**REQUIREMENTS:** Copy out all lines with the word "this" in them.

Stored items from a collection
>>>

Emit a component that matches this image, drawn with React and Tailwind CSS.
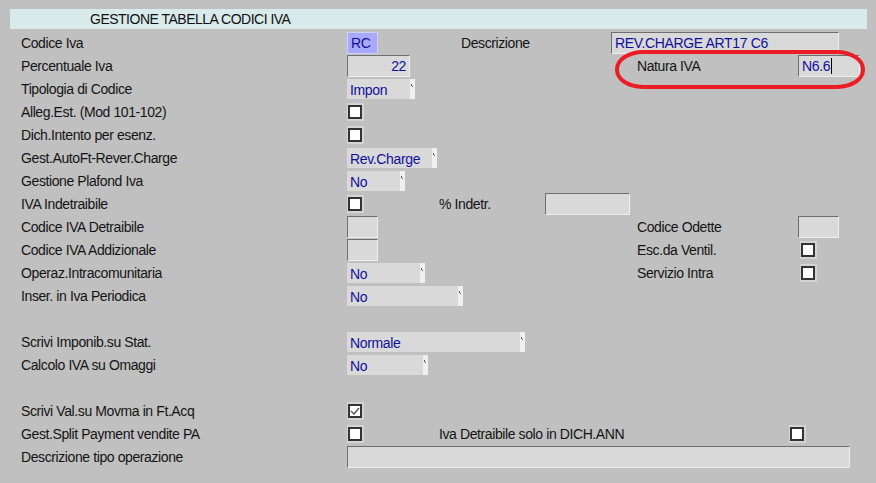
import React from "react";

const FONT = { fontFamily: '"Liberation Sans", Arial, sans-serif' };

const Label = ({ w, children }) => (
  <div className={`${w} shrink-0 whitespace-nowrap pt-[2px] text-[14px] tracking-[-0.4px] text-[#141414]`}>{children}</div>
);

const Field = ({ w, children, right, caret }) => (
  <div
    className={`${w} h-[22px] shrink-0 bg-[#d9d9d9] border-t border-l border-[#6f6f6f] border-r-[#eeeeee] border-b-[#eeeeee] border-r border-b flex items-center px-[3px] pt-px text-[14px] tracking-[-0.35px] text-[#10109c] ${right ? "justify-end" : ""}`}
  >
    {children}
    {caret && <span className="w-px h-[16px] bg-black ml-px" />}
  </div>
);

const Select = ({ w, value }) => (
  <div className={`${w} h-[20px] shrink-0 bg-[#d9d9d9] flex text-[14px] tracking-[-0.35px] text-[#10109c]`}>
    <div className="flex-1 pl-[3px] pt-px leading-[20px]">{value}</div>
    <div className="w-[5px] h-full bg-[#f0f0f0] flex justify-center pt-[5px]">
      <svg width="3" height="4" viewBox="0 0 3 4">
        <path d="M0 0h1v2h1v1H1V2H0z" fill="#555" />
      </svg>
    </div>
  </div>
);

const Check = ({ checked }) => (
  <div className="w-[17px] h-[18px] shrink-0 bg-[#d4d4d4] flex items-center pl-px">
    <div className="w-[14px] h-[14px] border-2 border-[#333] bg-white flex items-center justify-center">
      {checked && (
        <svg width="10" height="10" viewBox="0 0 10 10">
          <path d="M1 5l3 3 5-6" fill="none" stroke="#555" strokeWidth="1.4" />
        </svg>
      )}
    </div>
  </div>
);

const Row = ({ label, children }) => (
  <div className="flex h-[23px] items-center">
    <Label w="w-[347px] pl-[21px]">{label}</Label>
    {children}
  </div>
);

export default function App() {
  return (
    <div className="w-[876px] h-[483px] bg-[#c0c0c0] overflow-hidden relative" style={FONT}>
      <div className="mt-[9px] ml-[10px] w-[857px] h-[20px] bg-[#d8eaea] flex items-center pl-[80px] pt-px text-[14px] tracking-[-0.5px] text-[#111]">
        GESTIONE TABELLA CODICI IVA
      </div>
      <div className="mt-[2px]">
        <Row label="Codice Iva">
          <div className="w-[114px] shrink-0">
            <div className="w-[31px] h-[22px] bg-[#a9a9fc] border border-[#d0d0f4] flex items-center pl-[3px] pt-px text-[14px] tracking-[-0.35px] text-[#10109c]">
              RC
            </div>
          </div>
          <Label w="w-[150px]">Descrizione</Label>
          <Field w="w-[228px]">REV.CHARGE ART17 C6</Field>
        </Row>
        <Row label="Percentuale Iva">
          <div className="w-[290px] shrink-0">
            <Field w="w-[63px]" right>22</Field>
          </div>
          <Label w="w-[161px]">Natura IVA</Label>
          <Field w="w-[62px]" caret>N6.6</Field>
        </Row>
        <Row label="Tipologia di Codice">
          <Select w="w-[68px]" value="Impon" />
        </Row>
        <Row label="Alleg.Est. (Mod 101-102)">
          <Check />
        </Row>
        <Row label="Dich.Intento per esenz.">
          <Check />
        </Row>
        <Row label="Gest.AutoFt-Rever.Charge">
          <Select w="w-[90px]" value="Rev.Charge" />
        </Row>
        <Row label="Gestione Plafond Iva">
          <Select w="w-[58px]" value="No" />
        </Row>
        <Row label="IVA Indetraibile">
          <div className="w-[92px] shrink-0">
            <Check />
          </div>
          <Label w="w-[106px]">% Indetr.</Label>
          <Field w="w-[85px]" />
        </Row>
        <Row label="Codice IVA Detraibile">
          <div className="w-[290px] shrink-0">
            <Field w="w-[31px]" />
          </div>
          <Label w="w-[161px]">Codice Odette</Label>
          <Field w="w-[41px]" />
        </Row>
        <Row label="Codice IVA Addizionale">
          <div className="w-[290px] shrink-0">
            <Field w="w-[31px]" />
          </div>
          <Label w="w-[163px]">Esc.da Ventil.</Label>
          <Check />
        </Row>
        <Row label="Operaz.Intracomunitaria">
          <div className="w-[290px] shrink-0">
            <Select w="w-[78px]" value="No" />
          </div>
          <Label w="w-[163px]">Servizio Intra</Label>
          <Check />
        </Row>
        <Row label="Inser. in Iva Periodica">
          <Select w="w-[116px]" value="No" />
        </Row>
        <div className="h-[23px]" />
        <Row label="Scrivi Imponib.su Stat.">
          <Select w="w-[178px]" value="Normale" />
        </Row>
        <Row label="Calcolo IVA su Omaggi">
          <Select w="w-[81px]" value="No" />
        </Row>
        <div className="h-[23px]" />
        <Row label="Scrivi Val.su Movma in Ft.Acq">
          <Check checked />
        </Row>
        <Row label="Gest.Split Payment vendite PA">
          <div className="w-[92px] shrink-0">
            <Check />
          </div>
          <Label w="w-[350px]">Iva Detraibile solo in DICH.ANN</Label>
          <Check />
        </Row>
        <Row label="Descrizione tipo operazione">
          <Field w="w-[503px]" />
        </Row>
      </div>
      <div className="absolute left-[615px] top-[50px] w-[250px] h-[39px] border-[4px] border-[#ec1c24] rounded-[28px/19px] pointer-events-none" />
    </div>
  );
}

<<<
>>>

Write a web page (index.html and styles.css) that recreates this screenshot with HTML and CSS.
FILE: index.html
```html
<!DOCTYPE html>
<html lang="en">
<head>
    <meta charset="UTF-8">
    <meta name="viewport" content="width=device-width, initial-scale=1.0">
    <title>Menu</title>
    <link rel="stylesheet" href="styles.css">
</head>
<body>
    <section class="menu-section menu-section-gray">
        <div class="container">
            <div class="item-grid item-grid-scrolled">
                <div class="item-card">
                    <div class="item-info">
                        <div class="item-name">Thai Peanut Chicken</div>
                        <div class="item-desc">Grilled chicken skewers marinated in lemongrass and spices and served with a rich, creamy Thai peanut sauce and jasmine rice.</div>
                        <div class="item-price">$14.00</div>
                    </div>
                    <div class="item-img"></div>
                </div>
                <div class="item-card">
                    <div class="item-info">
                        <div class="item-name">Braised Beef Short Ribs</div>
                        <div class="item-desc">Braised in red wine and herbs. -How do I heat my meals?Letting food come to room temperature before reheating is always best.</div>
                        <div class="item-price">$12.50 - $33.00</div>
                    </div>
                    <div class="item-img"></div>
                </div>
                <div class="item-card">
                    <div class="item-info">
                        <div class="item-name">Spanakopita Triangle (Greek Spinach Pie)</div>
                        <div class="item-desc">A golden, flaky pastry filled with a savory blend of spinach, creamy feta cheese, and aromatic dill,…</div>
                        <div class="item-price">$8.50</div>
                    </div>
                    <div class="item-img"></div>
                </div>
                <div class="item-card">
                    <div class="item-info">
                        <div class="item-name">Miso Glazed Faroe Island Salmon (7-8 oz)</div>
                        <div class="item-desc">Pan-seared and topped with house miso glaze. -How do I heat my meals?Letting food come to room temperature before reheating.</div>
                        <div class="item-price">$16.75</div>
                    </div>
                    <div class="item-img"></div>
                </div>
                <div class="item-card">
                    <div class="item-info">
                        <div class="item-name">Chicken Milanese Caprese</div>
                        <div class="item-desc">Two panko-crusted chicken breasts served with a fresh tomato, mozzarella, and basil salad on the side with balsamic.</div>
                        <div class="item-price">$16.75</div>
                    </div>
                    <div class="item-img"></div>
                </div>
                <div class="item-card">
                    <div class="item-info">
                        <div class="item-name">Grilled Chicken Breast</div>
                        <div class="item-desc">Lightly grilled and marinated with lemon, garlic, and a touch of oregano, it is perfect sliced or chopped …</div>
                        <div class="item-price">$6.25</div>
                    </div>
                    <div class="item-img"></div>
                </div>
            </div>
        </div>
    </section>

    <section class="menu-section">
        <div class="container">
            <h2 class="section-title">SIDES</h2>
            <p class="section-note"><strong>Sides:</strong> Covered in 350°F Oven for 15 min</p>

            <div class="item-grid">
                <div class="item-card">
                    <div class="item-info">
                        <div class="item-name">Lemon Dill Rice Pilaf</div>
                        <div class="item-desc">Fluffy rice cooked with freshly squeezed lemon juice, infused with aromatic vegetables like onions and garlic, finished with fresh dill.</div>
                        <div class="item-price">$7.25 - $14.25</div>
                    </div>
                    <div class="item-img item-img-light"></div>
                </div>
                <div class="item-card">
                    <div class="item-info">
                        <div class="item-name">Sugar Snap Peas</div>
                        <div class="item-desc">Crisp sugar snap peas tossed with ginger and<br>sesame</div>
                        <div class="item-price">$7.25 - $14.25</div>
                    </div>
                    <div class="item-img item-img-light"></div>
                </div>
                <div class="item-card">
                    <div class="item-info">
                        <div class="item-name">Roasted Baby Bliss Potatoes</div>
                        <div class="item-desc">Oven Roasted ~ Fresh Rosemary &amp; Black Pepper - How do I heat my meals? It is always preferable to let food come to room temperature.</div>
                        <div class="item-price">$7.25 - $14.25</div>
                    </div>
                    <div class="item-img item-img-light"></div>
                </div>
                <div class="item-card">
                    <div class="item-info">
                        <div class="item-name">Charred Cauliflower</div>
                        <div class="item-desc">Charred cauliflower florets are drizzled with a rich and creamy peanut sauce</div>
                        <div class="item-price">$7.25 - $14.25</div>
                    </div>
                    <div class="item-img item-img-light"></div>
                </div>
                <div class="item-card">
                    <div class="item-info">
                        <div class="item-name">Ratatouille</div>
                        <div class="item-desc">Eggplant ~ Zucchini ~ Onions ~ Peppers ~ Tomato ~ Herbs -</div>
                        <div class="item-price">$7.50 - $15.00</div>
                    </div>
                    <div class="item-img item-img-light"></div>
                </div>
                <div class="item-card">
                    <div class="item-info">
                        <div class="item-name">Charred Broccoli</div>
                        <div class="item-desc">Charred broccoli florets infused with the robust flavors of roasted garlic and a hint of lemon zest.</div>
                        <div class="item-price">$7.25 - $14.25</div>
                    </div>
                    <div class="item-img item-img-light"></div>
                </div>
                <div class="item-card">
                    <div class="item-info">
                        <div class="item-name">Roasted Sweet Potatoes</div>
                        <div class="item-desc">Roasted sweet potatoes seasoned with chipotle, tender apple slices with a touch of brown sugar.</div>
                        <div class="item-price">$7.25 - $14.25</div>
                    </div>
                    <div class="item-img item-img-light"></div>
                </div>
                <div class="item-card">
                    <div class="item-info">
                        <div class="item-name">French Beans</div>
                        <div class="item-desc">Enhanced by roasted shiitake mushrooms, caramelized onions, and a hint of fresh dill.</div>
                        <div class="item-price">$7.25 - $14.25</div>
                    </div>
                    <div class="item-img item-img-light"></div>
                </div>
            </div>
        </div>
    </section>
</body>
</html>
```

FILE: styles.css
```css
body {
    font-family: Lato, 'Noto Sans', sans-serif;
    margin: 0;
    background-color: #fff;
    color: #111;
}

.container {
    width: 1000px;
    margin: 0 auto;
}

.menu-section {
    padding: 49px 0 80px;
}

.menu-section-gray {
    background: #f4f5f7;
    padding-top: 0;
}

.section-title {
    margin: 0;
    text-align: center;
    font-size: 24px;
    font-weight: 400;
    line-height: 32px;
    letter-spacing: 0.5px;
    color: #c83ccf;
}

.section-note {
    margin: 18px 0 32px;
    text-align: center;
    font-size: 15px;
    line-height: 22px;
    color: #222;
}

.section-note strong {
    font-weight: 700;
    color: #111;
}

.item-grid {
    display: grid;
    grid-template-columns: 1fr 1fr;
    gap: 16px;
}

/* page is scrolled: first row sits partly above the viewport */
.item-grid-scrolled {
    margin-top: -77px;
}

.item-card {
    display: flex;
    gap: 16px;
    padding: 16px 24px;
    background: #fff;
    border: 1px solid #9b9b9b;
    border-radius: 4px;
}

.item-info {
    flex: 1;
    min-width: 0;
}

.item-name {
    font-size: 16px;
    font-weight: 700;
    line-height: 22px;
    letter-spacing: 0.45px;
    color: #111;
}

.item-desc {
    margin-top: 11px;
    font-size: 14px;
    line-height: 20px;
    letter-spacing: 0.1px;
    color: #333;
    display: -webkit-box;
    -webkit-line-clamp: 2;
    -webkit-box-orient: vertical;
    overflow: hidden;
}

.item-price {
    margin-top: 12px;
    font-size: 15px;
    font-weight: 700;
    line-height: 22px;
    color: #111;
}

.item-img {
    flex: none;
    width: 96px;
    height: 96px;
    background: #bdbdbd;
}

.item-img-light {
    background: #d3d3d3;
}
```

<<<

**WRITTEN RESPONSE:**
Emit a component that matches this image, drawn with React and Tailwind CSS.
Write a web page (index.html and styles.css) that recreates this screenshot with HTML and CSS.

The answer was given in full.